Exercise prompt
Carry none of the pictures over; write out the complete data exactly.

--- start Data excerpt ---

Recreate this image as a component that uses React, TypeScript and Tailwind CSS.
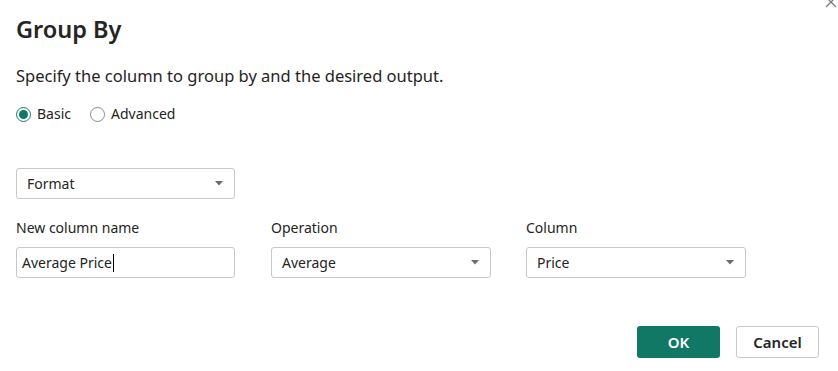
import React from "react";

function Caret() {
  return (
    <svg width="8" height="5" viewBox="0 0 8 5" className="shrink-0">
      <path d="M0 0 L8 0 L4 4.5 Z" fill="#6b6b6b" />
    </svg>
  );
}

function Select({ value, width }: { value: string; width: string }) {
  return (
    <div
      className={`flex h-[31px] ${width} items-center justify-between rounded-[3px] border border-[#c8c8c8] bg-white pl-[10px] pr-[11px] text-[14px] text-[#252423]`}
    >
      <span>{value}</span>
      <Caret />
    </div>
  );
}

function Field({
  label,
  children,
}: {
  label: string;
  children: React.ReactNode;
}) {
  return (
    <div className="flex flex-col">
      <div className="mb-[9px] text-[14px] leading-[20px] text-[#252423]">{label}</div>
      {children}
    </div>
  );
}

export default function App() {
  return (
    <div
      className="relative h-[371px] w-[838px] overflow-hidden bg-white pl-4 text-[#252423]"
      style={{ fontFamily: '"Noto Sans", "Open Sans", sans-serif' }}
    >
      {/* close glyph, cut off by the window edge */}
      <svg
        width="14"
        height="14"
        viewBox="0 0 14 14"
        className="absolute right-[0px] top-[-5px]"
      >
        <path d="M2 2 L12 12 M12 2 L2 12" stroke="#7a7a7a" strokeWidth="1.3" />
      </svg>

      <h1 className="pt-[12px] text-[23.5px] font-semibold leading-[34px] text-[#252423]">
        Group By
      </h1>

      <p className="mt-[19px] text-[16.5px] leading-[22px]">
        Specify the column to group by and the desired output.
      </p>

      <div className="mt-[17px] flex items-center text-[14px] leading-[20px]">
        <label className="flex items-center">
          <span className="flex h-[15px] w-[15px] items-center justify-center rounded-full border border-[#1a7a66]">
            <span className="h-[9px] w-[9px] rounded-full bg-[#117865]" />
          </span>
          <span className="ml-[6px]">Basic</span>
        </label>
        <label className="ml-[19px] flex items-center">
          <span className="h-[15px] w-[15px] rounded-full border border-[#8a8a8a]" />
          <span className="ml-[6px]">Advanced</span>
        </label>
      </div>

      <div className="mt-[44px]">
        <Select value="Format" width="w-[219px]" />
      </div>

      <div className="mt-[19px] flex">
        <Field label="New column name">
          <div className="flex h-[31px] w-[219px] items-center rounded-[3px] border border-[#c8c8c8] bg-white pl-[5px] text-[14px]">
            <span>Average Price</span>
            <span className="ml-[1px] h-[18px] w-px bg-black" />
          </div>
        </Field>
        <div className="ml-[36px]">
          <Field label="Operation">
            <Select value="Average" width="w-[220px]" />
          </Field>
        </div>
        <div className="ml-[35px]">
          <Field label="Column">
            <Select value="Price" width="w-[220px]" />
          </Field>
        </div>
      </div>

      <div className="mt-[48px] flex justify-end pr-[19px]">
        <button className="h-[32px] w-[83px] rounded-[3px] bg-[#117865] text-[15px] font-semibold text-white">
          OK
        </button>
        <button className="ml-[16px] h-[32px] w-[83px] rounded-[3px] border border-[#c8c8c8] bg-white text-[15px] font-semibold text-[#252423]">
          Cancel
        </button>
      </div>
    </div>
  );
}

--- end Data excerpt ---

Written response
Recreate this image as a component that uses React, TypeScript and Tailwind CSS.
import React from "react";

function Caret() {
  return (
    <svg width="8" height="5" viewBox="0 0 8 5" className="shrink-0">
      <path d="M0 0 L8 0 L4 4.5 Z" fill="#6b6b6b" />
    </svg>
  );
}

function Select({ value, width }: { value: string; width: string }) {
  return (
    <div
      className={`flex h-[31px] ${width} items-center justify-between rounded-[3px] border border-[#c8c8c8] bg-white pl-[10px] pr-[11px] text-[14px] text-[#252423]`}
    >
      <span>{value}</span>
      <Caret />
    </div>
  );
}

function Field({
  label,
  children,
}: {
  label: string;
  children: React.ReactNode;
}) {
  return (
    <div className="flex flex-col">
      <div className="mb-[9px] text-[14px] leading-[20px] text-[#252423]">{label}</div>
      {children}
    </div>
  );
}

export default function App() {
  return (
    <div
      className="relative h-[371px] w-[838px] overflow-hidden bg-white pl-4 text-[#252423]"
      style={{ fontFamily: '"Noto Sans", "Open Sans", sans-serif' }}
    >
      {/* close glyph, cut off by the window edge */}
      <svg
        width="14"
        height="14"
        viewBox="0 0 14 14"
        className="absolute right-[0px] top-[-5px]"
      >
        <path d="M2 2 L12 12 M12 2 L2 12" stroke="#7a7a7a" strokeWidth="1.3" />
      </svg>

      <h1 className="pt-[12px] text-[23.5px] font-semibold leading-[34px] text-[#252423]">
        Group By
      </h1>

      <p className="mt-[19px] text-[16.5px] leading-[22px]">
        Specify the column to group by and the desired output.
      </p>

      <div className="mt-[17px] flex items-center text-[14px] leading-[20px]">
        <label className="flex items-center">
          <span className="flex h-[15px] w-[15px] items-center justify-center rounded-full border border-[#1a7a66]">
            <span className="h-[9px] w-[9px] rounded-full bg-[#117865]" />
          </span>
          <span className="ml-[6px]">Basic</span>
        </label>
        <label className="ml-[19px] flex items-center">
          <span className="h-[15px] w-[15px] rounded-full border border-[#8a8a8a]" />
          <span className="ml-[6px]">Advanced</span>
        </label>
      </div>

      <div className="mt-[44px]">
        <Select value="Format" width="w-[219px]" />
      </div>

      <div className="mt-[19px] flex">
        <Field label="New column name">
          <div className="flex h-[31px] w-[219px] items-center rounded-[3px] border border-[#c8c8c8] bg-white pl-[5px] text-[14px]">
            <span>Average Price</span>
            <span className="ml-[1px] h-[18px] w-px bg-black" />
          </div>
        </Field>
        <div className="ml-[36px]">
          <Field label="Operation">
            <Select value="Average" width="w-[220px]" />
          </Field>
        </div>
        <div className="ml-[35px]">
          <Field label="Column">
            <Select value="Price" width="w-[220px]" />
          </Field>
        </div>
      </div>

      <div className="mt-[48px] flex justify-end pr-[19px]">
        <button className="h-[32px] w-[83px] rounded-[3px] bg-[#117865] text-[15px] font-semibold text-white">
          OK
        </button>
        <button className="ml-[16px] h-[32px] w-[83px] rounded-[3px] border border-[#c8c8c8] bg-white text-[15px] font-semibold text-[#252423]">
          Cancel
        </button>
      </div>
    </div>
  );
}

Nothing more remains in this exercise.